### STATED TASK
Restate each line of the listing exactly, without carrying over any pictures.

═══

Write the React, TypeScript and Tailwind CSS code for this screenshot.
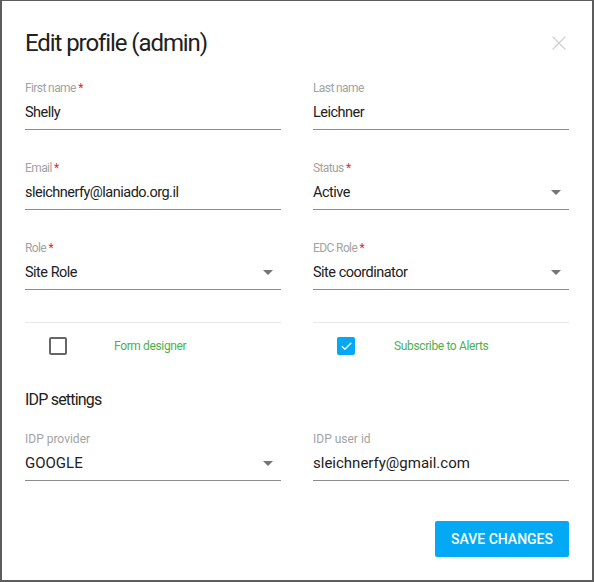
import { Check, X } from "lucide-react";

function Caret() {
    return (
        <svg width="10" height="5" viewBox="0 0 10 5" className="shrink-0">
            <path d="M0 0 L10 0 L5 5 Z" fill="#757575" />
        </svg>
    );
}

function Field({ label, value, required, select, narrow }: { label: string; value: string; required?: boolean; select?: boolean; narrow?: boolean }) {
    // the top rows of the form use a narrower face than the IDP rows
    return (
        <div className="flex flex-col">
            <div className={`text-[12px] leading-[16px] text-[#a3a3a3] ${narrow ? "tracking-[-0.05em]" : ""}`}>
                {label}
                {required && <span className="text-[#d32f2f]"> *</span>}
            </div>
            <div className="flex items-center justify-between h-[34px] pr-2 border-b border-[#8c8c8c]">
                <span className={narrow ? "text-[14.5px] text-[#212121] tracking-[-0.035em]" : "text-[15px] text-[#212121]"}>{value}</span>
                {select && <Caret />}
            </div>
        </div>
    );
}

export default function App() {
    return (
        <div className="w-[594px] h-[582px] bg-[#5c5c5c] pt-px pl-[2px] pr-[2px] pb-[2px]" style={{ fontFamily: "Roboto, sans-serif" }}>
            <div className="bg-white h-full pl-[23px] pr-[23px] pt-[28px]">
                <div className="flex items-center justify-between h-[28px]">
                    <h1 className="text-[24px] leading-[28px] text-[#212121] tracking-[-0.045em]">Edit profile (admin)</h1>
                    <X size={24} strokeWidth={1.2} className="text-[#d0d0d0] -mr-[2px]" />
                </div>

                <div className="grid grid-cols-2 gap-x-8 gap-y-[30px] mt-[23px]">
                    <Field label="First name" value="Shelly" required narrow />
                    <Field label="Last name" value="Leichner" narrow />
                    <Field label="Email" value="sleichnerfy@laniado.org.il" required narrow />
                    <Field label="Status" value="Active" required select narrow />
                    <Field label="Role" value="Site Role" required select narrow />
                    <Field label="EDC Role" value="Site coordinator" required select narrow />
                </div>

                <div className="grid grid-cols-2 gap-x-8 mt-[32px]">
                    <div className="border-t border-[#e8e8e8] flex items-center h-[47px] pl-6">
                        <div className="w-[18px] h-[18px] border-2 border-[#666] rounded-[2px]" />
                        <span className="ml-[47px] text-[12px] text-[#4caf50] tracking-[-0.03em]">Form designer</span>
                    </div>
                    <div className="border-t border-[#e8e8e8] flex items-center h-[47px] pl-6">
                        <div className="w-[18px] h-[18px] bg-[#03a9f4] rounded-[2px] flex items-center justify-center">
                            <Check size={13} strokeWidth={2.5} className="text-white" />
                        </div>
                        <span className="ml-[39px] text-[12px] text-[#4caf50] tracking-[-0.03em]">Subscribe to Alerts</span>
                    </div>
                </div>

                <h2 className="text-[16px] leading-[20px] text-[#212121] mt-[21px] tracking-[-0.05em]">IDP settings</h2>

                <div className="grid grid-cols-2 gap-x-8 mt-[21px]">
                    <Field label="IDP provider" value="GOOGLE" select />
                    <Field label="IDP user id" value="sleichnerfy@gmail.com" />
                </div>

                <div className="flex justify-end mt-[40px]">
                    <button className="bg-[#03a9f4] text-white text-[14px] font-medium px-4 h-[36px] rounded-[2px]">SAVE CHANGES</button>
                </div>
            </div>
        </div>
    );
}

═══

### FULL SOLUTION
Write the React, TypeScript and Tailwind CSS code for this screenshot.
import { Check, X } from "lucide-react";

function Caret() {
    return (
        <svg width="10" height="5" viewBox="0 0 10 5" className="shrink-0">
            <path d="M0 0 L10 0 L5 5 Z" fill="#757575" />
        </svg>
    );
}

function Field({ label, value, required, select, narrow }: { label: string; value: string; required?: boolean; select?: boolean; narrow?: boolean }) {
    // the top rows of the form use a narrower face than the IDP rows
    return (
        <div className="flex flex-col">
            <div className={`text-[12px] leading-[16px] text-[#a3a3a3] ${narrow ? "tracking-[-0.05em]" : ""}`}>
                {label}
                {required && <span className="text-[#d32f2f]"> *</span>}
            </div>
            <div className="flex items-center justify-between h-[34px] pr-2 border-b border-[#8c8c8c]">
                <span className={narrow ? "text-[14.5px] text-[#212121] tracking-[-0.035em]" : "text-[15px] text-[#212121]"}>{value}</span>
                {select && <Caret />}
            </div>
        </div>
    );
}

export default function App() {
    return (
        <div className="w-[594px] h-[582px] bg-[#5c5c5c] pt-px pl-[2px] pr-[2px] pb-[2px]" style={{ fontFamily: "Roboto, sans-serif" }}>
            <div className="bg-white h-full pl-[23px] pr-[23px] pt-[28px]">
                <div className="flex items-center justify-between h-[28px]">
                    <h1 className="text-[24px] leading-[28px] text-[#212121] tracking-[-0.045em]">Edit profile (admin)</h1>
                    <X size={24} strokeWidth={1.2} className="text-[#d0d0d0] -mr-[2px]" />
                </div>

                <div className="grid grid-cols-2 gap-x-8 gap-y-[30px] mt-[23px]">
                    <Field label="First name" value="Shelly" required narrow />
                    <Field label="Last name" value="Leichner" narrow />
                    <Field label="Email" value="sleichnerfy@laniado.org.il" required narrow />
                    <Field label="Status" value="Active" required select narrow />
                    <Field label="Role" value="Site Role" required select narrow />
                    <Field label="EDC Role" value="Site coordinator" required select narrow />
                </div>

                <div className="grid grid-cols-2 gap-x-8 mt-[32px]">
                    <div className="border-t border-[#e8e8e8] flex items-center h-[47px] pl-6">
                        <div className="w-[18px] h-[18px] border-2 border-[#666] rounded-[2px]" />
                        <span className="ml-[47px] text-[12px] text-[#4caf50] tracking-[-0.03em]">Form designer</span>
                    </div>
                    <div className="border-t border-[#e8e8e8] flex items-center h-[47px] pl-6">
                        <div className="w-[18px] h-[18px] bg-[#03a9f4] rounded-[2px] flex items-center justify-center">
                            <Check size={13} strokeWidth={2.5} className="text-white" />
                        </div>
                        <span className="ml-[39px] text-[12px] text-[#4caf50] tracking-[-0.03em]">Subscribe to Alerts</span>
                    </div>
                </div>

                <h2 className="text-[16px] leading-[20px] text-[#212121] mt-[21px] tracking-[-0.05em]">IDP settings</h2>

                <div className="grid grid-cols-2 gap-x-8 mt-[21px]">
                    <Field label="IDP provider" value="GOOGLE" select />
                    <Field label="IDP user id" value="sleichnerfy@gmail.com" />
                </div>

                <div className="flex justify-end mt-[40px]">
                    <button className="bg-[#03a9f4] text-white text-[14px] font-medium px-4 h-[36px] rounded-[2px]">SAVE CHANGES</button>
                </div>
            </div>
        </div>
    );
}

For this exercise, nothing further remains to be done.